Decía Vázquez Montalbán que la primavera en París podía ser la más cruel de todas las estaciones, y tenía razón. Nunca me han complacido las desmedidas promesas de felicidad ni la falsa alegría que prometen los calores. El otoño es, a mi entender, la estación más civilizada, más cabal, porque en ella se anticipa el fin del año en medio de húmedas neblinas y fantasmales aguaceros. Es el momento en el que la cigarra comienza a meditar de manera alarmada, mientras que la ahorradora hormiga, paradigma de todo lo que de usurero tiene el alma humana, se regodea en la desgracia de la primera. Es época del Tenorio, de honrar a muertos y a lo que muere, de leer a Poe en solitaria meditación o recitar a Gerard de Nerval en soliloquio febril y desesperado.
Será, también, en política, un instante de vendimia, de recogida de uvas, de comprobar quien supo sembrar y quien no. La sombra de las elecciones planea amenazante sobre los campos de España, dicen, pero ¿cuándo no es así? ¿Cuándo lo inmediato no le gana la mano a todo, siendo así que vivimos instalados en lo fungible, despreciando las cosas pensadas para durar? Porque lo acaecido estos últimos meses nos indica que, en esa inestable estabilidad, oxímoron que nuestros políticos superan con facilidad de galgo acosador de núbiles liebres, radica nuestro inminente futuro.

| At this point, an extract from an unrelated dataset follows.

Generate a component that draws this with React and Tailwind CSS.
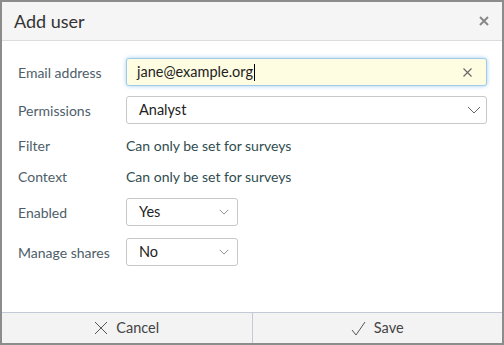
import React, { useState } from "react";

const Chevron = ({ size = 14 }) => (
  <svg width={size} height={size / 2 + 1} viewBox="0 0 14 8" fill="none" stroke="#666" strokeWidth="1">
    <path d="M1 1l6 6 6-6" />
  </svg>
);

const Row = ({ label, children }) => (
  <div className="flex min-h-[20px] items-center">
    <div className="w-[108px] shrink-0 text-[14px] text-[#4d5e6a]">{label}</div>
    <div className="flex-1">{children}</div>
  </div>
);

const Select = ({ value, wide }) => (
  <div
    className={`flex h-[28px] items-center justify-between rounded-[3px] border border-[#c8c8c8] bg-white pl-[12px] text-[14.5px] text-[#222] ${
      wide ? "w-full pr-[5px]" : "w-[112px] pr-[8px]"
    }`}
  >
    <span>{value}</span>
    {wide ? <Chevron size={14} /> : <Chevron size={10} />}
  </div>
);

const App = () => {
  const [email] = useState("jane@example.org");

  return (
    <div
      className="flex h-[345px] w-[504px] flex-col border-2 border-[#8c8c8c] bg-white"
      style={{ fontFamily: "Lato, 'Open Sans', sans-serif" }}
    >
      {/* Header */}
      <div className="flex h-[39px] shrink-0 items-center justify-between border-b border-[#dcdcdc] bg-[#f5f5f5] pl-[12px] pr-[13px]">
        <h1 className="text-[18px] text-[#333]">Add user</h1>
        <svg width="10" height="10" viewBox="0 0 10 10" stroke="#888" strokeWidth="2">
          <path d="M1 1l8 8M9 1l-8 8" />
        </svg>
      </div>

      {/* Body */}
      <div className="flex flex-1 flex-col pl-[16px] pr-[15px] pt-[17px]">
        <Row label="Email address">
          <div className="flex h-[28px] items-center justify-between rounded-[3px] border border-[#9fcbea] bg-[#fffde1] pl-[10px] pr-[14px] text-[14.5px] text-[#222] shadow-[0_0_4px_rgba(102,175,233,0.6)]">
            <span className="flex items-center">
              {email}
              <span className="ml-[1px] inline-block h-[17px] w-[1px] bg-black" />
            </span>
            <svg width="9" height="9" viewBox="0 0 9 9" stroke="#666" strokeWidth="1.1">
              <path d="M0.5 0.5l8 8M8.5 0.5l-8 8" />
            </svg>
          </div>
        </Row>
        <div className="mt-[10px]">
          <Row label="Permissions">
            <Select value="Analyst" wide />
          </Row>
        </div>
        <div className="mt-[9px]">
          <Row label="Filter">
            <span className="text-[14px] text-[#2f4d4f]">Can only be set for surveys</span>
          </Row>
        </div>
        <div className="mt-[7px]">
          <Row label="Context">
            <span className="text-[14px] text-[#2f4d4f]">Can only be set for surveys</span>
          </Row>
        </div>
        <div className="mt-[10px]">
          <Row label="Enabled">
            <Select value="Yes" />
          </Row>
        </div>
        <div className="mt-[12px]">
          <Row label="Manage shares">
            <Select value="No" />
          </Row>
        </div>
      </div>

      {/* Footer */}
      <div className="flex h-[31px] shrink-0 border-t border-[#c3cad6] bg-[#f3f3f3] text-[14.5px] text-[#444]">
        <button className="flex flex-1 items-center justify-center gap-[8px] border-r border-[#c3cad6]">
          <svg width="14" height="14" viewBox="0 0 14 14" stroke="#555" strokeWidth="1">
            <path d="M1 1l12 12M13 1L1 13" />
          </svg>
          Cancel
        </button>
        <button className="flex flex-1 items-center justify-center gap-[8px]">
          <svg width="15" height="15" viewBox="0 0 15 15" fill="none" stroke="#555" strokeWidth="1">
            <path d="M1 9l4 5L14 1" />
          </svg>
          Save
        </button>
      </div>
    </div>
  );
};

export default App;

Gollerías de Tezanos aparte, el socialismo se arrebuja en la cómoda capa de su cada vez más sólida intención de voto, mientras que todo parece cambiar alrededor suyo sin que nada lo haga en realidad. Desean unos comicios para gobernar en solitario, si acaso con el apoyo de esa burguesía vasca que ha sabido sacarle buen partido a su discurso egoísta de cirio y txapela mucho más que sus homónimos catalanes, extraviados en un universo de ficción tan potente que ya no saben diferenciarlo de la realidad.
Los que dicen ser de izquierdas, como los que dicen ser de derechas, todavía no saben que el otoño en política debería servir para la reflexión más que para reivindicar faustos dionisíacos. Pero ellos, instalados en la holganza del hijo consentido, seguirán atentos solamente a sus propios cuidados, dejando a un lado todo lo demás. España se desgarra entre un clima de desconfianza hacia los políticos y una crisis de autoridad que nadie se atreve a afrontar, so pena de ser calificado poco menos que de tirano. Nada se hará por resolver el sempiterno problema territorial, ni el lento e inexorable enfriamiento de la economía; mucho menos se ha de abordar la encrucijada moral, ética, intelectual, que nos abate año tras año inexorablemente, lamiendo con sus olas un baluarte ya de por si suficientemente desgastado por nuestra historia, harto abundante en cainismo, pero, ¡ay!, demasiado ahíta de fraternidad.
No se trata de sustituir al humilde asno que tira de la noria creyendo que avanza, cuando en realidad da vueltas, sino en ponderar si el esfuerzo vale la pena
Esa melancolía otoñal, como otoñal son nuestra clase política y sus métodos, empieza a infiltrarse en medio de los rigores estivales, sutil, pero constantemente. Los falsos liderazgos comienzan a sentir como el suelo se mueve debajo de sus pies de barro y las máquinas electorales se ajustan para continuar haciendo burda propaganda, que no otra cosa hacen las formaciones políticas. En suma, todo lo que dejamos por hacer en el umbral de estos ocios estivales nos aguardará a la vuelta para seguir, mucho nos tememos, sin resolver a lo largo del otoño.
El problema nunca fue votar a uno u otro, el problema radica en repensar el sistema. No se trata de sustituir al humilde asno que tira de la noria creyendo que avanza, cuando en realidad da vueltas, sino en ponderar si el esfuerzo vale la pena. Todas estas cuitas no cabrán en una sola maleta y será menester disponer dos, diez, ciento para tanta preocupación. Porque, aunque uno bien quisiera dejar la carga, esta se empeña en acompañarnos allá donde vayamos.
Dicho lo cual, que tengan ustedes unas buenas vacaciones, los que puedan hacerlas. Un abrazo para todos y hasta la vuelta, si Dios quiere.